Flyfishing is a very technical type of fishing and is used all around the world. Flyfishing is when an angler uses a hand-tied fly with little to no weight.
Specialised casting techniques are used with flies, as they are very light. Long rods and weighted lines are needed for this type of fishing to have the ability to cast. These long rods and weighted lines act like a whip when you are casting a fly.
People seem to believe that flyfishing is only used in freshwater for species like trout. Flyfishing can be used in both fresh and salt water. From walking a small stream chasing trout to casting large flies at pelagic fish, flyfishing can be used anywhere.
The variety of fish that can be caught using flies can vary from a rainbow trout to an angry longtail tuna! The species that I have been targeting on fly have been flathead and bream. Flathead love a well-presented fly and can give you a quality fight on the fly gear at any size.
Flies made by fastening hair, fur, feathers or any other materials that can be both natural and synthetic onto a hook. Flies are generally tied to a single hook and range in size from a size 10 hook all the way to a strong 6/0. They’re are broken up into two separate groups, wet and dry flies.
Wet flies are designed to sink and often have a small weight to allow them to sink under the surface. Dry flies are flies that sit on the surface of the water with no weight added – just a hook and some material. Flies tend to replicate an insect, shrimp, baitfish and even things like small frogs.
Gear choice is an important factor in catching fish on fly. There is no point having a tuna setup if you’re only chasing bream. Fly rods are categorized in weights instead of kilos or pounds, which a normal rod would have. The fly combo I use for chasing bream and even flathead is a small 5wt, 8ft rod with a reel to suit.

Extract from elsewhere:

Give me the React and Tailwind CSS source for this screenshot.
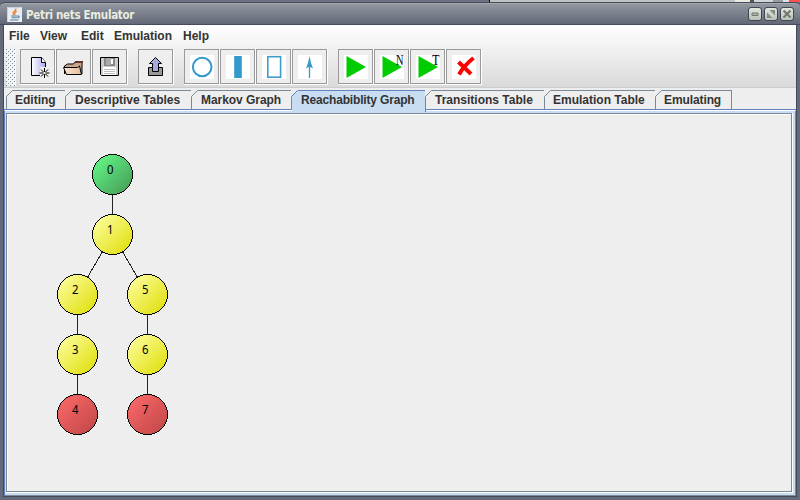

Fly-wise, I tend to carry a few different styles on me, which are small shrimp, crab and baitfish patterns. For bream, I tend to like flies on a size 4 hook and a little bit larger for flathead, around the size 1. A 6lb tippet is a good starting point when targeting bream and use something around 8lb for flathead.
Flyfishing is a highly technical form of fishing and I hope these few tips give you an insight into flyfishing and how it works. Flyfishing is something everyone should have a go at, even if you don’t catch a lot of fish. There is always something new to learn when fishing. This type of fishing is new to me, and I’m learning new things every time I get out for a fish.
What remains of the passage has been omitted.